A ball screw is a mechanical device for translating rotational motion to linear motion. A threaded shaft provides a spiral raceway for ball bearings which act as a precision screw. As well as being able to apply or withstand high thrust loads they can do so with minimum internal friction. They are made to close tolerances and are therefore suitable for use in situations in which high precision is necessary. The ball assembly acts as the nut while the threaded shaft is the screw.
These items, in contrast to conventional leadscrews, tend to be rather bulky, due to the need to have a mechanism to re-circulate the balls.

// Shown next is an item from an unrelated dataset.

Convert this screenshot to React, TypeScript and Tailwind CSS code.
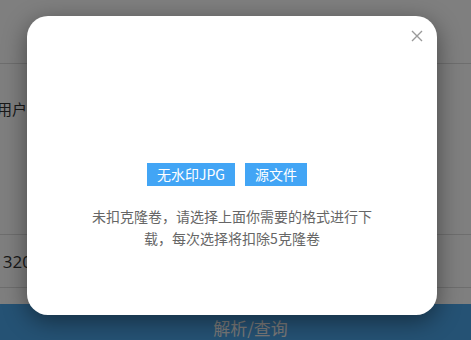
import React from "react";

export default function App() {
  const font = { fontFamily: '"Noto Sans CJK SC", "Noto Sans", sans-serif' };
  return (
    <div className="relative w-[471px] h-[340px] overflow-hidden bg-white" style={font}>
      {/* underlying page */}
      <div className="flex flex-col h-full">
        <div className="h-[65px] border-b border-[#dddddd]" />
        <div className="h-[174px] border-b border-[#dddddd] pt-[34px]">
          <span className="block -ml-[3px] text-[15px] leading-[22px] text-[#333333]">用户名：</span>
        </div>
        <div className="h-[54px] border-b border-[#dddddd] flex items-center">
          <span className="-ml-[7px] text-[17px] text-[#333333]" style={{ fontFamily: '"Open Sans", sans-serif' }}>
            13200000000
          </span>
        </div>
        <div className="h-[16px]" />
        <div className="flex-1 bg-[#4aa4e8] flex justify-center pt-[12px]">
          <span className="text-[17px] leading-[24px] text-[#f2f2f2] ml-[30px]">解析/查询</span>
        </div>
      </div>

      {/* overlay */}
      <div className="absolute inset-0 bg-black/50" />

      {/* modal */}
      <div className="absolute left-[27px] top-[16px] w-[410px] h-[299px] bg-white rounded-[21px] shadow-[0_6px_24px_rgba(0,0,0,0.45)] flex flex-col">
        <button className="absolute right-[14px] top-[14px] w-[12px] h-[12px] flex items-center justify-center">
          <svg width="12" height="12" viewBox="0 0 12 12">
            <path d="M1 1L11 11M11 1L1 11" stroke="#9a9a9a" strokeWidth="1.4" />
          </svg>
        </button>
        <div className="pt-[147px] text-center leading-none">
          <span className="inline-block bg-[#42a5f5] text-white text-[14px] leading-[23px] h-[23px] px-[10px] mr-[10px] align-top">
            无水印JPG
          </span>
          <span className="inline-block bg-[#42a5f5] text-white text-[14px] leading-[23px] h-[23px] px-[10px] mr-[10px] align-top">
            源文件
          </span>
        </div>
        <p className="mt-[19px] px-[60px] text-center text-[14px] leading-[22px] text-[#666666]">
          未扣克隆卷，请选择上面你需要的格式进行下载，每次选择将扣除5克隆卷
        </p>
      </div>
    </div>
  );
}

To maintain their inherent accuracy and ensure long life, great care is needed to avoid contamination with dirt and abrasive particles. This may be achieved by using rubber or leather bellows to completely or partially enclose the working surfaces. Another solution is to use a positive pressure of filtered air when they are used in a semi-sealed or open enclosure.
While reducing friction, ball screws can operate with some preload, effectively eliminating backlash (slop) between input (rotation) and output (linear motion). This feature is essential when they are used in computer-controlled motion-control systems, e.g. CNC machine tools and high precision motion applications (eg wire bonding).

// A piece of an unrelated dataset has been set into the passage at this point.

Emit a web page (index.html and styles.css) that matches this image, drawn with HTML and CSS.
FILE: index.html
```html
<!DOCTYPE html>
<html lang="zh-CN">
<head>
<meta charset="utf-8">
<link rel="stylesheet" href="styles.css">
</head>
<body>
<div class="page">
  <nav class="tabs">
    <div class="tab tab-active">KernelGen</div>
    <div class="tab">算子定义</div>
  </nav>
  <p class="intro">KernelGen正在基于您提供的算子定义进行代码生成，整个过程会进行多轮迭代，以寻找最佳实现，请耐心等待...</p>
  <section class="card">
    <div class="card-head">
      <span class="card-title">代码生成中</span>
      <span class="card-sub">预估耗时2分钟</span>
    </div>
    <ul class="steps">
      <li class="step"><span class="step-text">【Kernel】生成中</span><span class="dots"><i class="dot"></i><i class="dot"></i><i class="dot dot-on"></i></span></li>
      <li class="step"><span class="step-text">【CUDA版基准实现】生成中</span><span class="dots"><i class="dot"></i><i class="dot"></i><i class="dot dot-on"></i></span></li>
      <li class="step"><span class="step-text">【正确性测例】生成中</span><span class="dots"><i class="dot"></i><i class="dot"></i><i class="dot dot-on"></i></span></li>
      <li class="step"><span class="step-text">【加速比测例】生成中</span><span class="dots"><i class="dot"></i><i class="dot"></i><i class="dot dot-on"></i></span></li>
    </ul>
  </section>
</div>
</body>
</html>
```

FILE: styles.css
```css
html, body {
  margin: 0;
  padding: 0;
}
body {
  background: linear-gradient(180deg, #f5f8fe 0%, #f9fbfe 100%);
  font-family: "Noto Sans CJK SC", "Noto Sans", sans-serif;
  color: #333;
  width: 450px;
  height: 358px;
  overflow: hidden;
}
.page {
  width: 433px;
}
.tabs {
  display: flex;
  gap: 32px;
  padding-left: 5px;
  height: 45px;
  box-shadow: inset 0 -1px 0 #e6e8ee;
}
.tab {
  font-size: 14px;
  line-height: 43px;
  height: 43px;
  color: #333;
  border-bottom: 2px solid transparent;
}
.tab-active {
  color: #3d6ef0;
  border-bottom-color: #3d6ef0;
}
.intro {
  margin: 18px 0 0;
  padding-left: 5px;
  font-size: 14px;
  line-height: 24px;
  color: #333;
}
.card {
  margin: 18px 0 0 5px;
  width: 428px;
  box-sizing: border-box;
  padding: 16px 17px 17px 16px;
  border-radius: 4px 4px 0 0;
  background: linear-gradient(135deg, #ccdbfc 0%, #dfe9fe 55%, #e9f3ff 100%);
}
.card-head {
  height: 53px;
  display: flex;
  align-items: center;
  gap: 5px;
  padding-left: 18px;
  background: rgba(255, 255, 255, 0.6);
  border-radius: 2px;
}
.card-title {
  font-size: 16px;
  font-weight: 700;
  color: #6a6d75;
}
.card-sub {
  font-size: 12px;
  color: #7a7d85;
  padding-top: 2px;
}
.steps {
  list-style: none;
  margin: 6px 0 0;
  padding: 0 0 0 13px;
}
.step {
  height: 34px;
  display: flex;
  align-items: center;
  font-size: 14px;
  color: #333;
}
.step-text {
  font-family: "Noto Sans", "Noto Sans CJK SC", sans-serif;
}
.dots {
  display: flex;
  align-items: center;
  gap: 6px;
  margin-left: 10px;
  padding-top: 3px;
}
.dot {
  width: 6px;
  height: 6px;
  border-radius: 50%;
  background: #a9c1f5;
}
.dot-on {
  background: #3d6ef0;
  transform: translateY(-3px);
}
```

Due to their low internal friction, ball screws can be back-driven (depending upon their lead angle). They are usually undesirable for hand-fed machine tools, as the stiffness of a servo motor is required to keep the cutter from grabbing the work and self feeding, that is, where the cutter and workpiece exceed the optimum feedrate and effectively jam or crash together, ruining the cutter and workpiece. Cost is also a major factor as Acme screws are cheaper to manufacture.
Low friction in ball screws yields high mechanical efficiency compared to alternatives. A typical ball screw may be 90 percent efficient, versus 50 percent efficiency of an Acme lead screw of equal size. The higher cost of ball screws may thus be offset by lower power requirements for the same net performance.
Ball screw shafts may be fabricated by rolling, yielding a less precise, but inexpensive and mechanically efficient product. Rolled ball screws have a positional precision of several thousandths of an inch per foot. High-precision types are ground, and are typically precise to one thousandth of an inch per foot or better.